For any space $X$ we can construct a space $\alpha(X)$, the Aleksandrov extension of $X$ by defining a space $Y$ as Munkres does with the extra provision that we take all complements of closed compact subsets of $X$ as the extra neighbourhoods for $\infty$. One can easily check that $\alpha(X)$ is then compact.
The "closed" is needed in general because if e.g. $X$ is not Hausdorff it could have some compact subset $K$ which is not closed, and then (if we were to omit the closed condition) $(X\setminus K) \cup \{\infty\}$ would be open while its intersection with $X$ would be $X\setminus K$, which was not open, so if we left out the closed condition $X$ would not have the same topology as a subspace of $\alpha(X)$ as originally, going against the idea of an extension/compactification: we want to embed $X$ in a larger space with better properties, so in the larger space it should be a subspace with the same topology that it had originally.
If we want $Y = \alpha(X)$ to be Hausdorff, (so in particular $X$ should then be Hausdorff, as a subspace of $Y$) we need to be able to separate $\infty$ from every point $x$ in $X$. As a neighbourhood of $\infty$ is of the form $\{\infty\} \cup X \setminus C$, with $C$ compact and closed, every point $x$ should then have a neighbourhood that sits inside a compact closed set, i.e. $X$ must be locally compact.

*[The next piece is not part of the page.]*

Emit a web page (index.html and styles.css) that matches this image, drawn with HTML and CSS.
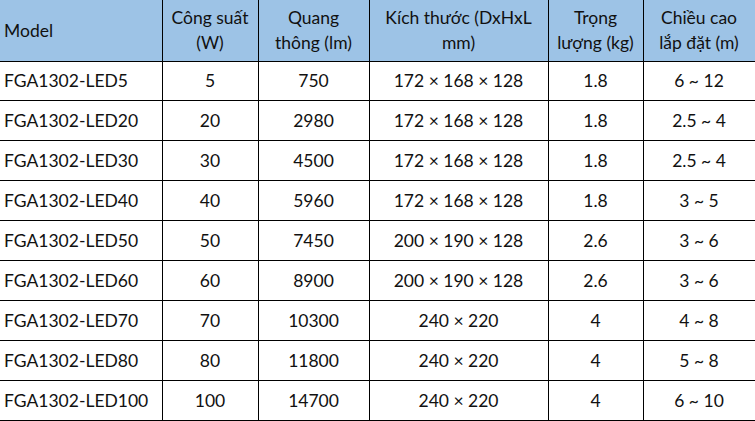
FILE: index.html
```html
<!DOCTYPE html>
<html>
<head>
<meta charset="utf-8">
<link rel="stylesheet" href="styles.css">
</head>
<body>
<table class="spec">
<colgroup>
<col class="c1"><col class="c2"><col class="c3"><col class="c4"><col class="c5"><col class="c6">
</colgroup>
<thead>
<tr>
<th class="left">Model</th>
<th>Công suất<br>(W)</th>
<th>Quang<br>thông (lm)</th>
<th>Kích thước (DxHxL<br>mm)</th>
<th>Trọng<br>lượng (kg)</th>
<th>Chiều cao<br>lắp đặt (m)</th>
</tr>
</thead>
<tbody>
<tr class="first"><td class="left">FGA1302-LED5</td><td>5</td><td>750</td><td>172 × 168 × 128</td><td>1.8</td><td>6 ~ 12</td></tr>
<tr><td class="left">FGA1302-LED20</td><td>20</td><td>2980</td><td>172 × 168 × 128</td><td>1.8</td><td>2.5 ~ 4</td></tr>
<tr><td class="left">FGA1302-LED30</td><td>30</td><td>4500</td><td>172 × 168 × 128</td><td>1.8</td><td>2.5 ~ 4</td></tr>
<tr><td class="left">FGA1302-LED40</td><td>40</td><td>5960</td><td>172 × 168 × 128</td><td>1.8</td><td>3 ~ 5</td></tr>
<tr><td class="left">FGA1302-LED50</td><td>50</td><td>7450</td><td>200 × 190 × 128</td><td>2.6</td><td>3 ~ 6</td></tr>
<tr><td class="left">FGA1302-LED60</td><td>60</td><td>8900</td><td>200 × 190 × 128</td><td>2.6</td><td>3 ~ 6</td></tr>
<tr><td class="left">FGA1302-LED70</td><td>70</td><td>10300</td><td>240 × 220</td><td>4</td><td>4 ~ 8</td></tr>
<tr><td class="left">FGA1302-LED80</td><td>80</td><td>11800</td><td>240 × 220</td><td>4</td><td>5 ~ 8</td></tr>
<tr><td class="left">FGA1302-LED100</td><td>100</td><td>14700</td><td>240 × 220</td><td>4</td><td>6 ~ 10</td></tr>
</tbody>
</table>
</body>
</html>
```
FILE: styles.css
```css
html, body {
  margin: 0;
  padding: 0;
  background: #ffffff;
}
.spec {
  border-collapse: collapse;
  table-layout: fixed;
  width: 755px;
  font-family: Lato, "Liberation Sans", sans-serif;
  font-size: 17.5px;
  color: #111;
}
.c1 { width: 162px; }
.c2 { width: 96px; }
.c3 { width: 111px; }
.c4 { width: 179px; }
.c5 { width: 95px; }
.c6 { width: 112px; }
.spec th, .spec td {
  border: 1px solid #000;
  text-align: center;
  vertical-align: middle;
  padding: 0 1px;
  white-space: nowrap;
}
.spec th {
  background: #9dc3e6;
  font-weight: normal;
  height: 60.5px;
  line-height: 25px;
  border-top: none;
}
.spec td {
  height: 39px;
}
.spec tr.first td {
  height: 38px;
}
.spec th.left, .spec td.left {
  text-align: left;
  padding-left: 4px;
  border-left: none;
}
```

So $\alpha(X)$ can always be defined such that $\alpha(X)\setminus X$ is a point and $X$ is a subspace of $\alpha(X)$ and it is always compact (regardless of $X$) but $\alpha(X)$ is Hausdorff iff $X$ is locally compact and Hausdorff. A special case is when $X$ is already Hausdorff and compact, in which case we add an isolated point $\infty$ (as $X$ can be taken as $C$, a compact closed subset) and we get that $X$ is not dense in $\alpha(X)$.

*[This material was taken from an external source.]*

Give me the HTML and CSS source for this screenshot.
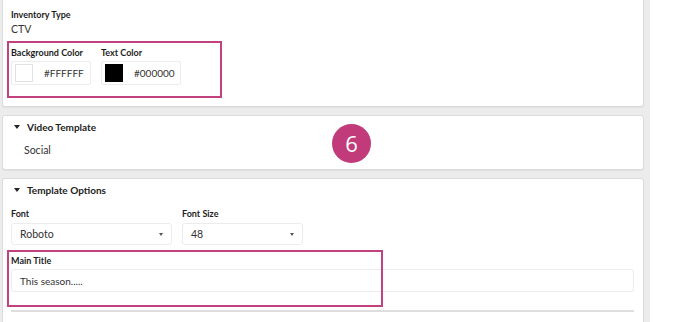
FILE: index.html
```html
<!DOCTYPE html>
<html>
<head>
<meta charset="utf-8">
<link rel="stylesheet" href="styles.css">
</head>
<body>
<div class="page">
  <div class="column">
    <section class="card card-top">
      <div class="label">Inventory Type</div>
      <div class="value">CTV</div>
      <div class="color-row">
        <div class="field">
          <div class="label">Background Color</div>
          <div class="color-box">
            <span class="swatch swatch-white"></span>
            <span class="hex">#FFFFFF</span>
          </div>
        </div>
        <div class="field">
          <div class="label">Text Color</div>
          <div class="color-box">
            <span class="swatch swatch-black"></span>
            <span class="hex">#000000</span>
          </div>
        </div>
      </div>
      <div class="annot annot-colors"></div>
    </section>

    <section class="card card-video">
      <div class="header"><span class="caret"></span>Video Template</div>
      <div class="value indented">Social</div>
      <div class="badge">6</div>
    </section>

    <section class="card card-options">
      <div class="header"><span class="caret"></span>Template Options</div>
      <div class="select-row">
        <div class="field">
          <div class="label">Font</div>
          <div class="select select-font"><span>Roboto</span><span class="arrow"></span></div>
        </div>
        <div class="field">
          <div class="label">Font Size</div>
          <div class="select select-size"><span>48</span><span class="arrow"></span></div>
        </div>
      </div>
      <div class="label title-label">Main Title</div>
      <div class="input">This season.....</div>
      <div class="rule"></div>
      <div class="annot annot-title"></div>
    </section>
  </div>
</div>
</body>
</html>
```

FILE: styles.css
```css
* { box-sizing: border-box; }

html, body {
  margin: 0;
  padding: 0;
  background: #ffffff;
}

body {
  font-family: Lato, "Liberation Sans", sans-serif;
  color: #222;
}

.page {
  width: 688px;
  height: 322px;
  overflow: hidden;
}

.column {
  width: 650px;
  height: 322px;
  background: #ececec;
  padding: 0 6px 0 2px;
  display: flex;
  flex-direction: column;
  gap: 8px;
}

.card {
  position: relative;
  background: #fff;
  border: 1px solid #dcdcdc;
  border-radius: 3px;
  box-shadow: 0 1px 1px rgba(0,0,0,0.06);
  padding: 4px 9px 12px 8px;
}

.card-top {
  border-top: none;
  border-radius: 0 0 3px 3px;
  padding-top: 9px;
  padding-bottom: 21px;
}

.card-options {
  flex: 1;
  border-bottom: none;
  border-radius: 3px 3px 0 0;
}

.label {
  font-size: 9px;
  font-weight: 700;
  line-height: 12px;
  color: #1e1e1e;
}

.value {
  font-size: 10.5px;
  line-height: 14px;
  color: #333;
  margin-top: 1px;
}

.indented {
  margin-left: 13px;
  margin-top: 9px;
}

.color-row,
.select-row {
  display: flex;
  gap: 10px;
  margin-top: 11px;
}

.color-box {
  margin-top: 2px;
  width: 80px;
  height: 24px;
  border: 1px solid #ececec;
  border-radius: 2px;
  display: flex;
  align-items: center;
  padding-left: 3px;
}

.swatch {
  width: 18px;
  height: 18px;
  display: block;
}

.swatch-white { background: #fff; border: 1px solid #e2e2e2; }
.swatch-black { background: #000; }

.hex {
  font-size: 10px;
  color: #333;
  margin-left: 11px;
}

.header {
  font-size: 10px;
  font-weight: 700;
  line-height: 14px;
  display: flex;
  align-items: center;
  padding-left: 3px;
}

.caret {
  width: 0;
  height: 0;
  border-left: 3px solid transparent;
  border-right: 3px solid transparent;
  border-top: 4px solid #222;
  margin-right: 7px;
}

.badge {
  position: absolute;
  left: 329px;
  top: 8px;
  width: 39px;
  height: 39px;
  border-radius: 50%;
  background: #c13b7a;
  color: #fff;
  font-family: "Open Sans", sans-serif;
  font-size: 22px;
  line-height: 39px;
  text-align: center;
}

.select {
  margin-top: 3px;
  height: 22px;
  border: 1px solid #ececec;
  border-radius: 3px;
  display: flex;
  align-items: center;
  justify-content: space-between;
  padding: 0 8px 0 8px;
  font-size: 10.5px;
  color: #333;
}

.select-font { width: 161px; }
.select-size { width: 121px; }

.arrow {
  width: 0;
  height: 0;
  border-left: 2.5px solid transparent;
  border-right: 2.5px solid transparent;
  border-top: 3px solid #555;
}

.title-label {
  margin-top: 10px;
}

.input {
  margin-top: 2px;
  height: 23px;
  border: 1px solid #ececec;
  border-radius: 3px;
  font-size: 10px;
  color: #333;
  display: flex;
  align-items: center;
  padding-left: 8px;
}

.rule {
  margin-top: 18px;
  height: 2px;
  background: #dedede;
}

.annot {
  position: absolute;
  border: 2px solid #c2417f;
  pointer-events: none;
}

.annot-colors {
  left: 4px;
  top: 41px;
  width: 215px;
  height: 57px;
}

.annot-title {
  left: 4px;
  top: 71px;
  width: 376px;
  height: 57px;
}
```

Normally we only consider Hausdorff compactifications and in that case the local compactness is needed for the Hausdorffness of the construction $\alpha(X)$. And also because then $X$ is an open subset of a compact Hausdorff space and thus locally compact for that reason.
Best Answer
I doubt that there exists a reasonable condition on $X$ assuring that $\infty$ has some contractible neighborhood in $X^+$. Hatcher's requirement is that $\infty$ has a neighborhood in $X^+$ that is a cone with $\infty$ the cone point. This is a very special neighborhood as it assures the existence of arbitrary small contractible neighborhoods of $\infty$. If the latter holds, let us say that $X$ satisfies the ASCN-condition (this is only an adhoc notation).
In fact, it is precisely the ASCN-condition which is needed to prove $H^n_c(X)\cong H^n(X^+,\infty)$ where $X^+$ is the one-point compactification (see the comments to this question).

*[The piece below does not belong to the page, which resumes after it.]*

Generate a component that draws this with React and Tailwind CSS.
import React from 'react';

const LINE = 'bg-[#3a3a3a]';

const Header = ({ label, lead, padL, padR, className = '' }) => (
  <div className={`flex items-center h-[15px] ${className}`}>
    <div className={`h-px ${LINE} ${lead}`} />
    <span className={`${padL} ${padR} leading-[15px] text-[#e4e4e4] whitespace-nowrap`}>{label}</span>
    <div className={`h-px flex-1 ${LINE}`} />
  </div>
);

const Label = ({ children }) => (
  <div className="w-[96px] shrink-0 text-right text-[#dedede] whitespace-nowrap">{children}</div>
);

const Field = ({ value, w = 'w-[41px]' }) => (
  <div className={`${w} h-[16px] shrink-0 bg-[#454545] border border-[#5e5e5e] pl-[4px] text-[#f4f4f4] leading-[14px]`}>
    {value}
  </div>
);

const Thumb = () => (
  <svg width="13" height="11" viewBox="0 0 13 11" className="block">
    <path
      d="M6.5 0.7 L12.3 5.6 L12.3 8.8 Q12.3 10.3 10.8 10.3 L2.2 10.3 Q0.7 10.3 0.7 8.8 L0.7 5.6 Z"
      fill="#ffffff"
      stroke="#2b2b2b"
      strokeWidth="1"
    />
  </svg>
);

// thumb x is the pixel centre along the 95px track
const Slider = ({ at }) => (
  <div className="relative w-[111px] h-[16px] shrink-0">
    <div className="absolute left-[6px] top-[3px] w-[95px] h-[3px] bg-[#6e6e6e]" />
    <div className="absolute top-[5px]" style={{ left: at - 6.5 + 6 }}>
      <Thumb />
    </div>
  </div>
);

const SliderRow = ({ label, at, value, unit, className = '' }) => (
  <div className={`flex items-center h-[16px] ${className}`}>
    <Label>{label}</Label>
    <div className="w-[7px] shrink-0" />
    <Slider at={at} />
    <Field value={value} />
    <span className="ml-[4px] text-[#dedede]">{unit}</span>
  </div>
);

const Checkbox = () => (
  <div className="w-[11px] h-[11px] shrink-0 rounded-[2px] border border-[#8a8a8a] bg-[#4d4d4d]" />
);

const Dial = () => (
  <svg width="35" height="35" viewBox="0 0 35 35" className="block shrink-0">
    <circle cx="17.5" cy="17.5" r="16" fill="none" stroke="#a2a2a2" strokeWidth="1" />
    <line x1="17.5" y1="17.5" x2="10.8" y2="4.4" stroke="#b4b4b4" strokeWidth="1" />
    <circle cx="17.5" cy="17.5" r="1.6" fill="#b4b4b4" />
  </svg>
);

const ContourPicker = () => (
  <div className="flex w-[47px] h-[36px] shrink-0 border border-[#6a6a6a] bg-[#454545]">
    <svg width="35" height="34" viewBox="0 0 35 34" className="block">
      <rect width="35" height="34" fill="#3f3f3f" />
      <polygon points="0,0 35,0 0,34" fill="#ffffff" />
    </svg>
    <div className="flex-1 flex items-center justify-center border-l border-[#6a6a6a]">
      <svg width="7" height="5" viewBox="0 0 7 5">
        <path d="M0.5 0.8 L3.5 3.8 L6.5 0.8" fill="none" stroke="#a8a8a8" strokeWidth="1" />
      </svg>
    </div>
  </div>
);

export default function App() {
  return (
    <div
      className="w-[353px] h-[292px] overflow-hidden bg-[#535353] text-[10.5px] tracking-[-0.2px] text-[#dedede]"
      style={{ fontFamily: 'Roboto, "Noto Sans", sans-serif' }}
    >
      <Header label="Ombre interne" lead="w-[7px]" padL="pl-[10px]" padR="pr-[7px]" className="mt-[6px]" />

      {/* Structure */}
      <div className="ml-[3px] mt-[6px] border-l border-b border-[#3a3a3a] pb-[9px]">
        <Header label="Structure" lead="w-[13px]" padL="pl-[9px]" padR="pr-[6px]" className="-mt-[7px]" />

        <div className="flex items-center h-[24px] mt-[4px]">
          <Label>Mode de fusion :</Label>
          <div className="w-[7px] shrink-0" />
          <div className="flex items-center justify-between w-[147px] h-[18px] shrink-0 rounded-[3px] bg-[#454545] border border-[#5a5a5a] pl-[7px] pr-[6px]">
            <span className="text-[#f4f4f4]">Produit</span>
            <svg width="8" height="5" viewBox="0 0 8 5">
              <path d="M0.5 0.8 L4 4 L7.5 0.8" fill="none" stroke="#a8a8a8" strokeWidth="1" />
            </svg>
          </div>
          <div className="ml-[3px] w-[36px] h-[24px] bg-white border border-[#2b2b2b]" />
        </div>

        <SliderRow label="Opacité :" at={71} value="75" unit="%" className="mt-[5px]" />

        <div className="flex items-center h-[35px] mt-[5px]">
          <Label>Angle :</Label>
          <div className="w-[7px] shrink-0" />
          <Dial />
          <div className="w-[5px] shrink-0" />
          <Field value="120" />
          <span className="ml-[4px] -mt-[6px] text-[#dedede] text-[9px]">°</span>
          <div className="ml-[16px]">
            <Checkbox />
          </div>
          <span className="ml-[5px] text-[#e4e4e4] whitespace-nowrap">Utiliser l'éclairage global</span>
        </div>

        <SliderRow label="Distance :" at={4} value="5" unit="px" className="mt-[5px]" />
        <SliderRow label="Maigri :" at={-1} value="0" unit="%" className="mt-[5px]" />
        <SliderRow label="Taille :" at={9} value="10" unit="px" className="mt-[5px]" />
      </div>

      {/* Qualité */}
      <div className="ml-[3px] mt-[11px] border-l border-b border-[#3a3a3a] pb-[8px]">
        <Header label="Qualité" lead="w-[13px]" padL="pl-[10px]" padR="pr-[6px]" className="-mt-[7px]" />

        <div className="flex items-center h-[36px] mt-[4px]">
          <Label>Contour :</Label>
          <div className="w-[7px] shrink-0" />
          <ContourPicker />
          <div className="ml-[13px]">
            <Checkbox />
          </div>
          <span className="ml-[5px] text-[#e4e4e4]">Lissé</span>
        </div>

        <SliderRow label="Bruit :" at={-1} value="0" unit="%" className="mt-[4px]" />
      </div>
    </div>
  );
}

The existence of a "cone neighborhood" is just a convenient sufficient (but not necessary) criterion to enforce the ASCN-condition. Note that if there exists a compact cone neigborhood $U \approx CZ$ (which implies that the base $Z$ is compact), then $X$ must be $\sigma$-compact. That is, $X$ is the union of countably many compact subsets. To see this, observe that $U \backslash \{ \infty \} \approx Z \times [0,1)$ is the union of countably many compact sets.
Here is a criterion on $X$ which implies that the ASCN-condition is satisfied:
There exists a sequence of $K_n \subset X$ such that the closure $\overline{K}_n$ is compact with $\overline{K}_n \subset int(K_{n+1})$ and $\bigcup_{n=1}^\infty K_n = X$ and such that for each $n$ there exists a homotopy $H^n : (X \backslash K_n) \times [1-\frac{1}{n},1-\frac{1}{n+1}] \to X \backslash K_n$ with the following properties:
a) $H^n$ is stationary on $X \backslash K_{n+2}$
b) $H^n_t = id$ for $t = 1-\frac{1}{n}$
c) $H^n_1t(X \backslash K_n) \subset X \backslash K_{n+1}$ for $t = 1-\frac{1}{n+1}$
These conditions allow us to paste the $H^n$ to a homotopy $H : (X^+ \backslash K_1) \times I \to X^+ \backslash K_1$ with the following properties:
a) $H((X^+ \backslash K_n) \times [1-\frac{1}{n},1]) \subset X^+ \backslash K_n$
b) $H_1(X^+ \backslash K_1) = \{ \infty \}$.
This shows that the ASCN-condition is satisfied. Note that our criterion is more general than the existence of a cone neighborhood. However, it also applies only to $\sigma$-compact $X$.